The \(c(n)\)’s appeared in our recursive formula for the \(p(n)\)’s via the fact that, if \(n>0\), then \[\sum_{k=0}^n c(k) p(n-k) = 0.\] With our new characterization of the \(c(n)\)’s, we can pull the \(k=0\) term to the other side of the equation and write \[\begin{aligned} p(n) &= p(n - P_1) + p(n - (P_1+1)) - p(n - P_2) - p(n - (P_2+2)) + \cdots \\ &= p(n - 1) + p(n - 2) - p(n - 5) - p(n - 7) + \cdots,\end{aligned}\] where we stop adding terms once the pentagonal numbers get bigger than \(n\). I encourage you to compare this to the cases we worked out for \(n=6\) and \(n=24\) back at the beginning and see that they match!

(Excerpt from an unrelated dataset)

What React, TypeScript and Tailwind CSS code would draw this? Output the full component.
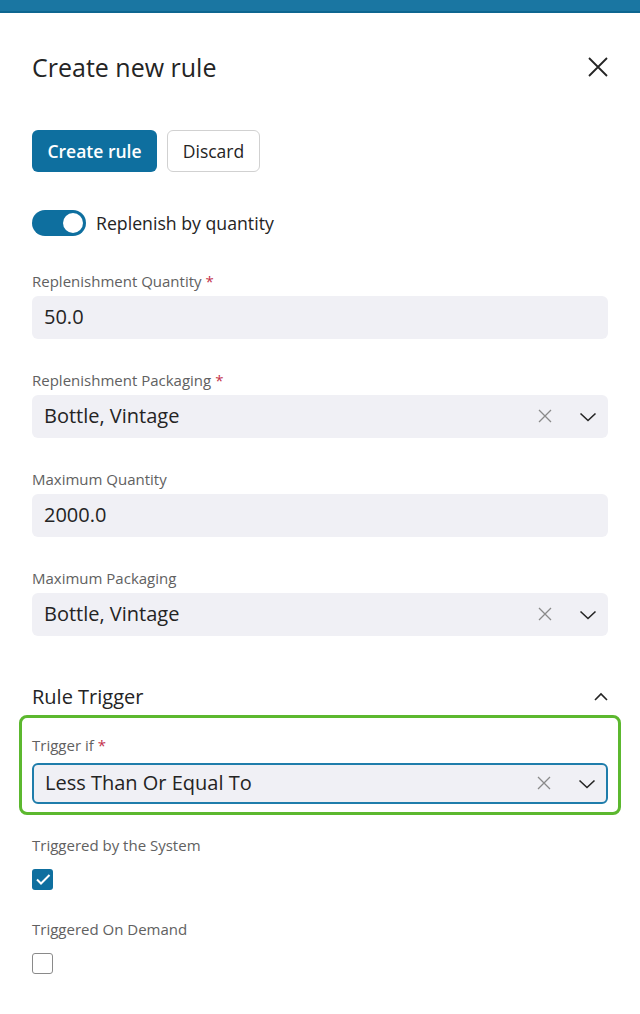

This is the Pentagonal Number Theorem, and it’s one of my favorite applications of generating functions. The generating function gets used in such a counterintuitive way: rather than leading directly to a formula for \(p(n)\), the generating function instead led us to a different counting problem, for \(c(n)\), which turned out to be easier to solve, and solving it is what gave us our recursive formula. There is of course a huge amount more to be said about partitions — they’re some of the most well-studied objects in combinatorics — but I hope you’ve enjoyed this little taste, and I’m looking forward to exploring more applications of generating functions as this series continues.